SOURCE MATERIAL:
[BEGIN]
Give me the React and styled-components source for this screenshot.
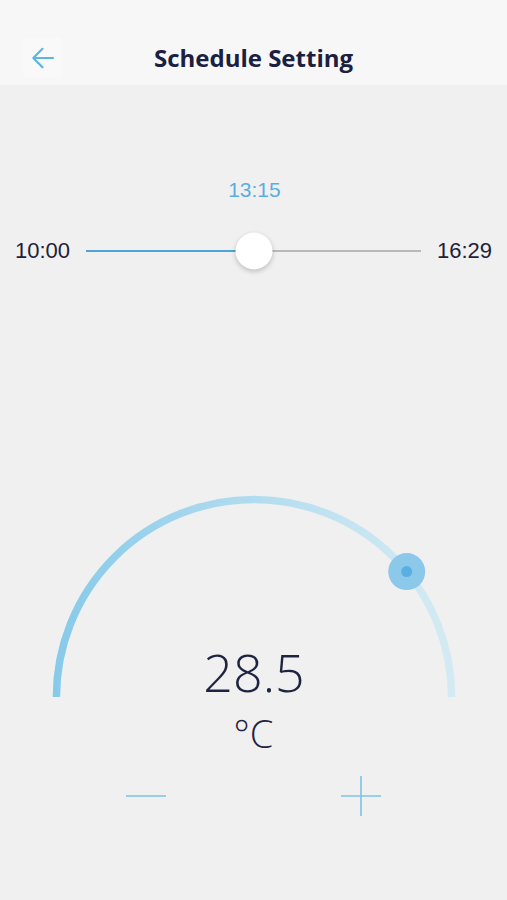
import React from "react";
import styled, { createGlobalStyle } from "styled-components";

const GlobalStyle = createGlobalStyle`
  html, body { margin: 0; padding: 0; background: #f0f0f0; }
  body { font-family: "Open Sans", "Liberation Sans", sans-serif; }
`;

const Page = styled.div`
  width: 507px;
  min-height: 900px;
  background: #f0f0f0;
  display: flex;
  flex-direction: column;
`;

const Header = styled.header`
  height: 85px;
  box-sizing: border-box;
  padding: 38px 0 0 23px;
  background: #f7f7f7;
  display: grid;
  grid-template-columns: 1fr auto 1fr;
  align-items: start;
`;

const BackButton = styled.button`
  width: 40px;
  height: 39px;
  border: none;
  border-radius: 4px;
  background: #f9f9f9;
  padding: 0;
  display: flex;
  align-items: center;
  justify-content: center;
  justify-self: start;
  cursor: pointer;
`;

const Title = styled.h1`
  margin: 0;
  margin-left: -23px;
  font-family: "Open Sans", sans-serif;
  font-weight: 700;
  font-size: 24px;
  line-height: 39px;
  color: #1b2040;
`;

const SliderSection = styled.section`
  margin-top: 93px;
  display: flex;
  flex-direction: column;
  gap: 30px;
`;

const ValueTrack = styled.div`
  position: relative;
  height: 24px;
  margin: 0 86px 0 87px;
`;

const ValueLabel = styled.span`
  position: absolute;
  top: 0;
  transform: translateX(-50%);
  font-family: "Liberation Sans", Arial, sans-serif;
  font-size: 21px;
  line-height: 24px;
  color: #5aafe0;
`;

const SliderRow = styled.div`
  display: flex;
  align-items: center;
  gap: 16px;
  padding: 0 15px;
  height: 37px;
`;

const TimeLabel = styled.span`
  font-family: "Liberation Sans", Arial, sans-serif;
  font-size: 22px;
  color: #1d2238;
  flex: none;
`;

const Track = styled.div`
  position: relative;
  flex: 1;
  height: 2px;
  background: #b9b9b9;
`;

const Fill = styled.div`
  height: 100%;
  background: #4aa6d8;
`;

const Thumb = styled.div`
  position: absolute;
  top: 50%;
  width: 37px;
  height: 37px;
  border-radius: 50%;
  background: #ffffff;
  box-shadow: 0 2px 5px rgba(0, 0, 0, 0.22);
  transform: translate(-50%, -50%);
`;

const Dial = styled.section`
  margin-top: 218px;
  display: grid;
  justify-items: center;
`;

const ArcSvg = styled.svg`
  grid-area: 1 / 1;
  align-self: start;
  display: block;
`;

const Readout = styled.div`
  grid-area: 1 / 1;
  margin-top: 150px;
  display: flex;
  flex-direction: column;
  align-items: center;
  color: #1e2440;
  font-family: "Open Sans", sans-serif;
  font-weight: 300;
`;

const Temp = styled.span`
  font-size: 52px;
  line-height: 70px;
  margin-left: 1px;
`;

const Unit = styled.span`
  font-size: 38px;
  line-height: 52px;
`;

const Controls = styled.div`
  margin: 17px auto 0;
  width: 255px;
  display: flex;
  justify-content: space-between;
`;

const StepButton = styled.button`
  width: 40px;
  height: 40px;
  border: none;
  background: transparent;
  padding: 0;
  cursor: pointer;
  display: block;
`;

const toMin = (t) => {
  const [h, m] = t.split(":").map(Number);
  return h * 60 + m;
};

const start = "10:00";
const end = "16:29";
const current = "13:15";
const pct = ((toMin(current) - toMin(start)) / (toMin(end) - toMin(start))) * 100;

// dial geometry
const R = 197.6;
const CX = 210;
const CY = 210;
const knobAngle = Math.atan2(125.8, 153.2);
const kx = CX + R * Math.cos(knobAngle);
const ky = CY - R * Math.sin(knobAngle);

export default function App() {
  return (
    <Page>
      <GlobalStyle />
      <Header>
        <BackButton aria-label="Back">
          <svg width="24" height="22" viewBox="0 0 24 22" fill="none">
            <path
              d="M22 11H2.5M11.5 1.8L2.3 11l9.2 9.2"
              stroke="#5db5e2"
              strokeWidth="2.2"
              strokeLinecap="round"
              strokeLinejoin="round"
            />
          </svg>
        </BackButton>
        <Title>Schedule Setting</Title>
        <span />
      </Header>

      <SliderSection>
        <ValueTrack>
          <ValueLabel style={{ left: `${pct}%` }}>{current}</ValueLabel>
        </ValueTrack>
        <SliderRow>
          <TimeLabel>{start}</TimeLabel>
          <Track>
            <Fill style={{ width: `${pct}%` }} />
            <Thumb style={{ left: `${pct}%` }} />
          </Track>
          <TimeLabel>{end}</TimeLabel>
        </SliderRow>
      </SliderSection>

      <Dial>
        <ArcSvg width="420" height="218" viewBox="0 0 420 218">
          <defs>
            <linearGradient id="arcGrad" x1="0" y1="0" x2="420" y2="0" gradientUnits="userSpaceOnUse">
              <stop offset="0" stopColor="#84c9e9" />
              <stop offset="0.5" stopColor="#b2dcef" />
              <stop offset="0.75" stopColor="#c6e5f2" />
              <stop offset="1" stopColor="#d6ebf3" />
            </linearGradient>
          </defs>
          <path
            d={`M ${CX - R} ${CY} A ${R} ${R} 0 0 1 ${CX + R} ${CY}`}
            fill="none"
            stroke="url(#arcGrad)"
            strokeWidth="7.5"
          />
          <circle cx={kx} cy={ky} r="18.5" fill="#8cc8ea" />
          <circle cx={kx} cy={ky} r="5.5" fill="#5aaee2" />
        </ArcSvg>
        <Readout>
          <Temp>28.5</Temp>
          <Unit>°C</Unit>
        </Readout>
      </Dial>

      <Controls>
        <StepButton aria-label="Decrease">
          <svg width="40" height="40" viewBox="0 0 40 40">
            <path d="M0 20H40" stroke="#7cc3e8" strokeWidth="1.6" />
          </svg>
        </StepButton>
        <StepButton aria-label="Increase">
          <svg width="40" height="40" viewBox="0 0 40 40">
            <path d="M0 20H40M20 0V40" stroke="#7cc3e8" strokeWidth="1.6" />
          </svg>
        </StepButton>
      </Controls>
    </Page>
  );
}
[END]
YOUR OBJECTIVE:
Omit the pictures, and quote the material above exactly as given.

SOLUTION FOR THIS TASK:
Give me the React and styled-components source for this screenshot.
import React from "react";
import styled, { createGlobalStyle } from "styled-components";

const GlobalStyle = createGlobalStyle`
  html, body { margin: 0; padding: 0; background: #f0f0f0; }
  body { font-family: "Open Sans", "Liberation Sans", sans-serif; }
`;

const Page = styled.div`
  width: 507px;
  min-height: 900px;
  background: #f0f0f0;
  display: flex;
  flex-direction: column;
`;

const Header = styled.header`
  height: 85px;
  box-sizing: border-box;
  padding: 38px 0 0 23px;
  background: #f7f7f7;
  display: grid;
  grid-template-columns: 1fr auto 1fr;
  align-items: start;
`;

const BackButton = styled.button`
  width: 40px;
  height: 39px;
  border: none;
  border-radius: 4px;
  background: #f9f9f9;
  padding: 0;
  display: flex;
  align-items: center;
  justify-content: center;
  justify-self: start;
  cursor: pointer;
`;

const Title = styled.h1`
  margin: 0;
  margin-left: -23px;
  font-family: "Open Sans", sans-serif;
  font-weight: 700;
  font-size: 24px;
  line-height: 39px;
  color: #1b2040;
`;

const SliderSection = styled.section`
  margin-top: 93px;
  display: flex;
  flex-direction: column;
  gap: 30px;
`;

const ValueTrack = styled.div`
  position: relative;
  height: 24px;
  margin: 0 86px 0 87px;
`;

const ValueLabel = styled.span`
  position: absolute;
  top: 0;
  transform: translateX(-50%);
  font-family: "Liberation Sans", Arial, sans-serif;
  font-size: 21px;
  line-height: 24px;
  color: #5aafe0;
`;

const SliderRow = styled.div`
  display: flex;
  align-items: center;
  gap: 16px;
  padding: 0 15px;
  height: 37px;
`;

const TimeLabel = styled.span`
  font-family: "Liberation Sans", Arial, sans-serif;
  font-size: 22px;
  color: #1d2238;
  flex: none;
`;

const Track = styled.div`
  position: relative;
  flex: 1;
  height: 2px;
  background: #b9b9b9;
`;

const Fill = styled.div`
  height: 100%;
  background: #4aa6d8;
`;

const Thumb = styled.div`
  position: absolute;
  top: 50%;
  width: 37px;
  height: 37px;
  border-radius: 50%;
  background: #ffffff;
  box-shadow: 0 2px 5px rgba(0, 0, 0, 0.22);
  transform: translate(-50%, -50%);
`;

const Dial = styled.section`
  margin-top: 218px;
  display: grid;
  justify-items: center;
`;

const ArcSvg = styled.svg`
  grid-area: 1 / 1;
  align-self: start;
  display: block;
`;

const Readout = styled.div`
  grid-area: 1 / 1;
  margin-top: 150px;
  display: flex;
  flex-direction: column;
  align-items: center;
  color: #1e2440;
  font-family: "Open Sans", sans-serif;
  font-weight: 300;
`;

const Temp = styled.span`
  font-size: 52px;
  line-height: 70px;
  margin-left: 1px;
`;

const Unit = styled.span`
  font-size: 38px;
  line-height: 52px;
`;

const Controls = styled.div`
  margin: 17px auto 0;
  width: 255px;
  display: flex;
  justify-content: space-between;
`;

const StepButton = styled.button`
  width: 40px;
  height: 40px;
  border: none;
  background: transparent;
  padding: 0;
  cursor: pointer;
  display: block;
`;

const toMin = (t) => {
  const [h, m] = t.split(":").map(Number);
  return h * 60 + m;
};

const start = "10:00";
const end = "16:29";
const current = "13:15";
const pct = ((toMin(current) - toMin(start)) / (toMin(end) - toMin(start))) * 100;

// dial geometry
const R = 197.6;
const CX = 210;
const CY = 210;
const knobAngle = Math.atan2(125.8, 153.2);
const kx = CX + R * Math.cos(knobAngle);
const ky = CY - R * Math.sin(knobAngle);

export default function App() {
  return (
    <Page>
      <GlobalStyle />
      <Header>
        <BackButton aria-label="Back">
          <svg width="24" height="22" viewBox="0 0 24 22" fill="none">
            <path
              d="M22 11H2.5M11.5 1.8L2.3 11l9.2 9.2"
              stroke="#5db5e2"
              strokeWidth="2.2"
              strokeLinecap="round"
              strokeLinejoin="round"
            />
          </svg>
        </BackButton>
        <Title>Schedule Setting</Title>
        <span />
      </Header>

      <SliderSection>
        <ValueTrack>
          <ValueLabel style={{ left: `${pct}%` }}>{current}</ValueLabel>
        </ValueTrack>
        <SliderRow>
          <TimeLabel>{start}</TimeLabel>
          <Track>
            <Fill style={{ width: `${pct}%` }} />
            <Thumb style={{ left: `${pct}%` }} />
          </Track>
          <TimeLabel>{end}</TimeLabel>
        </SliderRow>
      </SliderSection>

      <Dial>
        <ArcSvg width="420" height="218" viewBox="0 0 420 218">
          <defs>
            <linearGradient id="arcGrad" x1="0" y1="0" x2="420" y2="0" gradientUnits="userSpaceOnUse">
              <stop offset="0" stopColor="#84c9e9" />
              <stop offset="0.5" stopColor="#b2dcef" />
              <stop offset="0.75" stopColor="#c6e5f2" />
              <stop offset="1" stopColor="#d6ebf3" />
            </linearGradient>
          </defs>
          <path
            d={`M ${CX - R} ${CY} A ${R} ${R} 0 0 1 ${CX + R} ${CY}`}
            fill="none"
            stroke="url(#arcGrad)"
            strokeWidth="7.5"
          />
          <circle cx={kx} cy={ky} r="18.5" fill="#8cc8ea" />
          <circle cx={kx} cy={ky} r="5.5" fill="#5aaee2" />
        </ArcSvg>
        <Readout>
          <Temp>28.5</Temp>
          <Unit>°C</Unit>
        </Readout>
      </Dial>

      <Controls>
        <StepButton aria-label="Decrease">
          <svg width="40" height="40" viewBox="0 0 40 40">
            <path d="M0 20H40" stroke="#7cc3e8" strokeWidth="1.6" />
          </svg>
        </StepButton>
        <StepButton aria-label="Increase">
          <svg width="40" height="40" viewBox="0 0 40 40">
            <path d="M0 20H40M20 0V40" stroke="#7cc3e8" strokeWidth="1.6" />
          </svg>
        </StepButton>
      </Controls>
    </Page>
  );
}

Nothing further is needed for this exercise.